As for the larger economy, the last 13 months are a guide to what not to do. The Fed recklessly cut interest rates, while Congress and the White House dropped "rebate" checks from helicopters. The rate cuts ignited another oil and commodity spike that walloped middle-class consumers, while the rebates did nothing to change incentives or lift investment.
We hope the Fed heeds this lesson and holds firm on rates today. Yesterday it injected $70 billion in liquidity to stabilize the fed fund rate at its peg of 2%, as it should in a crisis. But that money can be withdrawn over time as the crisis eases. Meanwhile, a more cautious monetary policy overall will help the dollar, which in turn will mean lower oil prices and more capital flows to the U.S.

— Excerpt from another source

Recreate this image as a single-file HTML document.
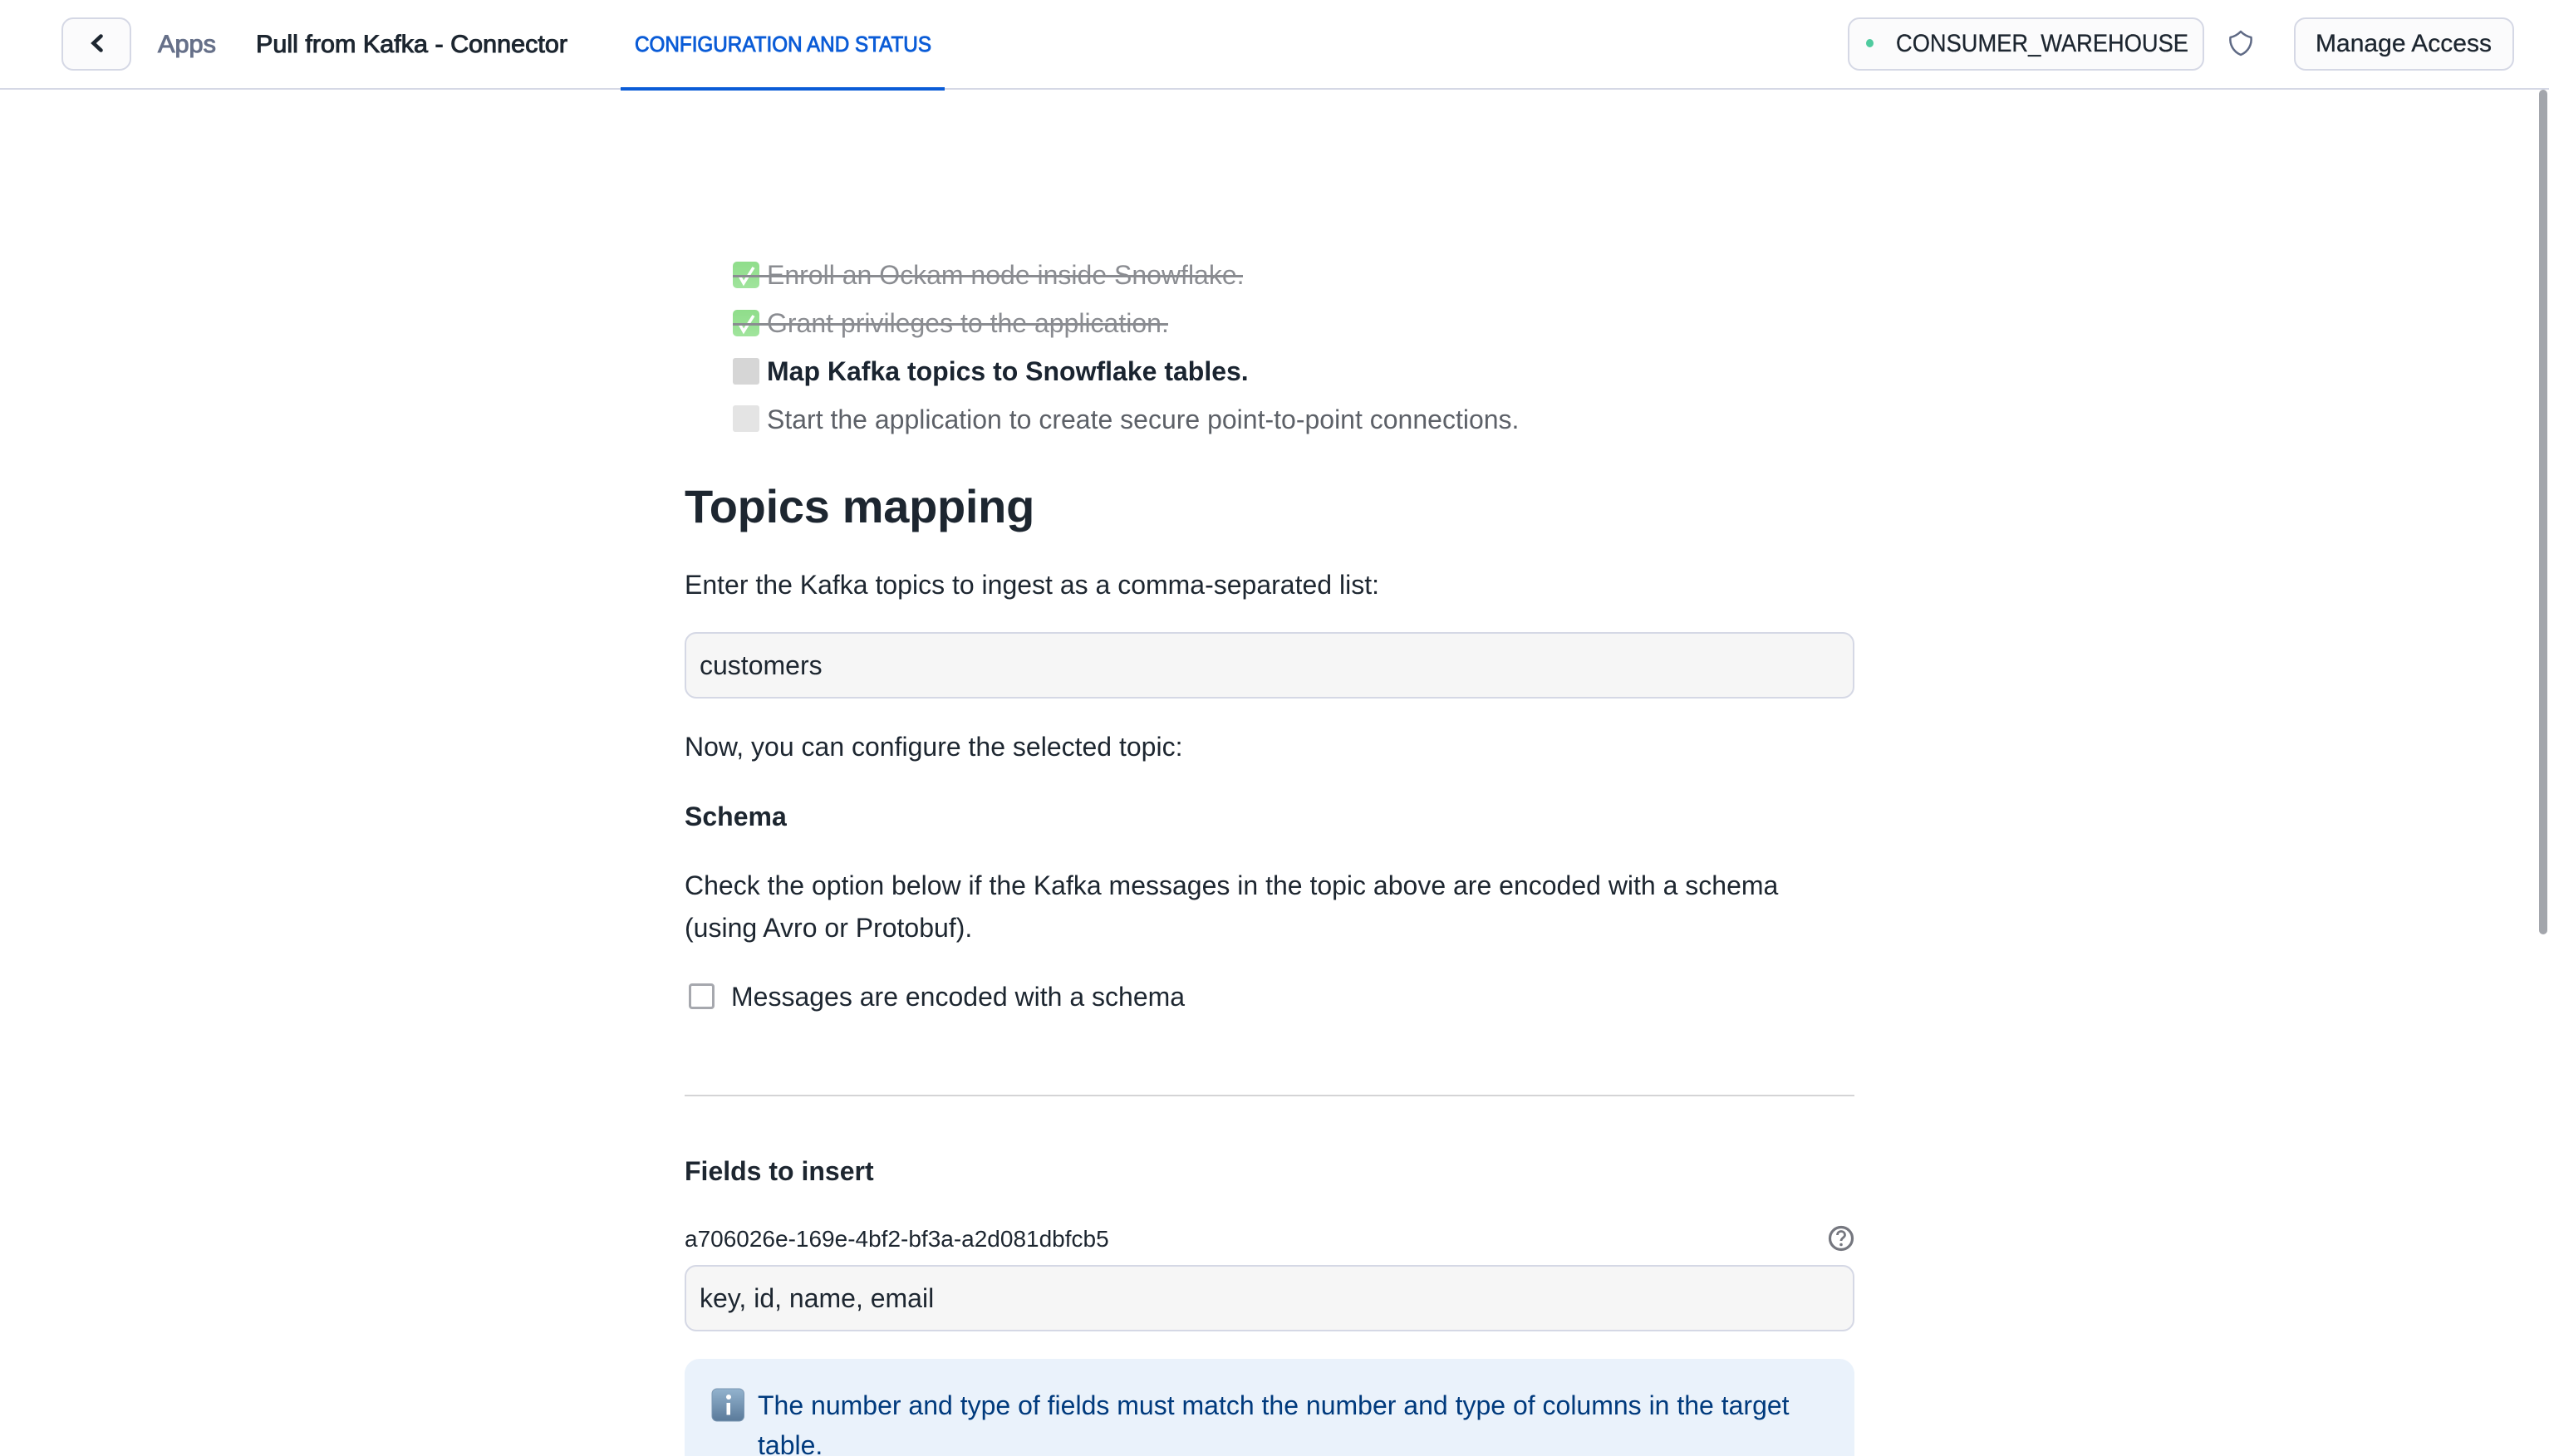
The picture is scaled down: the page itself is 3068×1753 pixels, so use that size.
<!DOCTYPE html>
<html><head><meta charset="utf-8"><style>
html,body{margin:0;padding:0;background:#fff;width:3068px;height:1753px;overflow:hidden}
body{position:relative;font-family:"Liberation Sans",sans-serif;color:#1d2630}
.t{position:absolute;white-space:nowrap;font-size:32px;line-height:50px;height:50px}
.b{font-weight:700}
.box{position:absolute;box-sizing:border-box}
.btn{background:#fbfbfc;border:2px solid #d5d8e5;border-radius:14px;top:21px;height:64px}
.inp{background:#f6f6f6;border:2px solid #d5d8e5;border-radius:14px;left:824px;width:1408px;height:80px}
svg{position:absolute;left:0;top:0}
</style></head><body>
<div class="box" style="left:0;top:106px;width:3068px;height:2px;background:#d5d8e5"></div>
<div class="box" style="left:747px;top:105px;width:390px;height:4px;background:#0b5cd7"></div>
<div class="box btn" style="left:74px;width:84px"></div>
<div class="box btn" style="left:2224px;width:429px"></div>
<div class="box btn" style="left:2761px;width:265px"></div>
<div class="box" style="left:2246px;top:47px;width:9px;height:10px;border-radius:50%;background:#4fcb9f"></div>
<div class="box" style="left:3056px;top:108px;width:10px;height:1017px;border-radius:5px;background:#a3a6ac"></div>
<svg width="3068" height="1753" viewBox="0 0 3068 1753" font-family="Liberation Sans, sans-serif">
<defs><linearGradient id="c" x1="0" y1="0" x2="0" y2="1"><stop offset="0" stop-color="#8fdd8a"/><stop offset="1" stop-color="#a0e49c"/></linearGradient></defs>
<path d="M121.500 43.500l-9 8.500 9 8.500" fill="none" stroke="#1d2630" stroke-width="4.600" stroke-linecap="round" stroke-linejoin="miter"/>
<text x="190" y="63" font-size="30" fill="#667089" stroke="#667089" stroke-width="1" textLength="70" lengthAdjust="spacingAndGlyphs">Apps</text>
<text x="308" y="63" font-size="30" fill="#1d2630" stroke="#1d2630" stroke-width="1" textLength="375" lengthAdjust="spacingAndGlyphs">Pull from Kafka - Connector</text>
<text x="764" y="62" font-size="26" fill="#0b5cd7" stroke="#0b5cd7" stroke-width=".9" textLength="357" lengthAdjust="spacingAndGlyphs">CONFIGURATION AND STATUS</text>
<text x="2282" y="62" font-size="30" fill="#1d2630" stroke="#1d2630" stroke-width=".3" textLength="352" lengthAdjust="spacingAndGlyphs">CONSUMER_WAREHOUSE</text>
<text x="2787" y="62" font-size="30" fill="#1d2630" stroke="#1d2630" stroke-width=".3" textLength="212" lengthAdjust="spacingAndGlyphs">Manage Access</text>
<path d="M2697 38c3 3 8 6 12.500 7c1 8-3 17-12.500 21c-9.500-4-13.500-13-12.500-21c4.500-1 9.500-4 12.500-7z" fill="none" stroke="#5f6a85" stroke-width="2.500" stroke-linejoin="round"/>
<!-- list icons -->
<rect x="882" y="315" width="32" height="32" rx="5" fill="url(#c)"/>
<path d="M890 332l5 9 12-19" fill="none" stroke="#fff" stroke-width="3.500"/>
<rect x="882" y="373" width="32" height="32" rx="5" fill="url(#c)"/>
<path d="M890 390l5 9 12-19" fill="none" stroke="#fff" stroke-width="3.500"/>
<rect x="882" y="431" width="32" height="32" rx="3" fill="#d6d6d6"/>
<rect x="882" y="488" width="32" height="32" rx="3" fill="#e4e4e4"/>
<!-- question icon -->
<circle cx="2216" cy="1491" r="13.500" fill="none" stroke="#75777f" stroke-width="3.200"/>
<path d="M2211.500 1487c0-6 9-6 9 0c0 3-4.500 3.500-4.500 7" fill="none" stroke="#75777f" stroke-width="2.800"/>
<circle cx="2216" cy="1498.500" r="1.800" fill="#75777f"/>
</svg>
<div class="t" style="left:923px;top:306px;color:#8a8c91">Enroll an Ockam node inside Snowflake.</div>
<div class="t" style="left:923px;top:364px;color:#8a8c91">Grant privileges to the application.</div>
<div class="box" style="left:882px;top:331px;width:614px;height:3px;background:#8a8c91"></div>
<div class="box" style="left:882px;top:389px;width:524px;height:3px;background:#8a8c91"></div>
<div class="t b" style="left:923px;top:422px;color:#1a2430">Map Kafka topics to Snowflake tables.</div>
<div class="t" style="left:923px;top:480px;color:#5d6168">Start the application to create secure point-to-point connections.</div>
<div class="t b" style="left:824px;top:575px;font-size:56px;line-height:70px;height:70px;color:#1d2630;letter-spacing:-.3px">Topics mapping</div>
<div class="t" style="left:824px;top:679px">Enter the Kafka topics to ingest as a comma-separated list:</div>
<div class="box inp" style="top:761px"></div>
<div class="t" style="left:842px;top:776px">customers</div>
<div class="t" style="left:824px;top:874px">Now, you can configure the selected topic:</div>
<div class="t b" style="left:824px;top:958px">Schema</div>
<div class="t" style="left:824px;top:1041px">Check the option below if the Kafka messages in the topic above are encoded with a schema</div>
<div class="t" style="left:824px;top:1092px">(using Avro or Protobuf).</div>
<div class="box" style="left:829px;top:1184px;width:31px;height:31px;border:3px solid #a6a8ae;border-radius:4px;background:#fff"></div>
<div class="t" style="left:880px;top:1175px">Messages are encoded with a schema</div>
<div class="box" style="left:824px;top:1318px;width:1408px;height:2px;background:#d4d4d6"></div>
<div class="t b" style="left:824px;top:1385px">Fields to insert</div>
<div class="t" style="left:824px;top:1467px;font-size:28px">a706026e-169e-4bf2-bf3a-a2d081dbfcb5</div>
<div class="box inp" style="top:1523px"></div>
<div class="t" style="left:842px;top:1538px">key, id, name, email</div>
<div class="box" style="left:824px;top:1636px;width:1408px;height:140px;background:#eaf2fb;border-radius:18px 18px 0 0"></div>
<svg width="3068" height="1753" viewBox="0 0 3068 1753">
<defs><linearGradient id="g" x1="0" y1="0" x2="0" y2="1"><stop offset="0" stop-color="#93b3ce"/><stop offset="1" stop-color="#5a7a9a"/></linearGradient></defs>
<rect x="857" y="1672" width="38.500" height="39" rx="6" fill="url(#g)" stroke="#7b97b2" stroke-width="1"/>
<circle cx="877" cy="1682" r="3" fill="#fff"/>
<rect x="874.500" y="1689" width="4.500" height="14.500" fill="#fff"/>
</svg>
<div class="t" style="left:912px;top:1667px;color:#003a7d">The number and type of fields must match the number and type of columns in the target</div>
<div class="t" style="left:912px;top:1715px;color:#003a7d">table.</div>
</body></html>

What the economy really needs is a big pro-growth tax cut, the kind that will restore confidence and risk-taking. This is an opportunity for both candidates, but especially for Mr. McCain. Instead of focusing on an extension of the Bush tax cuts, the Arizonan should offer his own tax cut to revive capital markets and prevent a recession. Democrats will claim he's helping "the rich," but our guess is that every American who owns a 401(k) will figure he's one of those "rich."
One great lesson of past panics is that they needn't become crashes, if policy makers make the right decisions. Thirteen months into this crisis, the best choices are the same as they were last August: energetic emergency plumbing to protect the financial system, steady monetary policy to defend the dollar, and a tax cut to spur growth. It's also the kind of agenda -- and leadership -- that could win an election.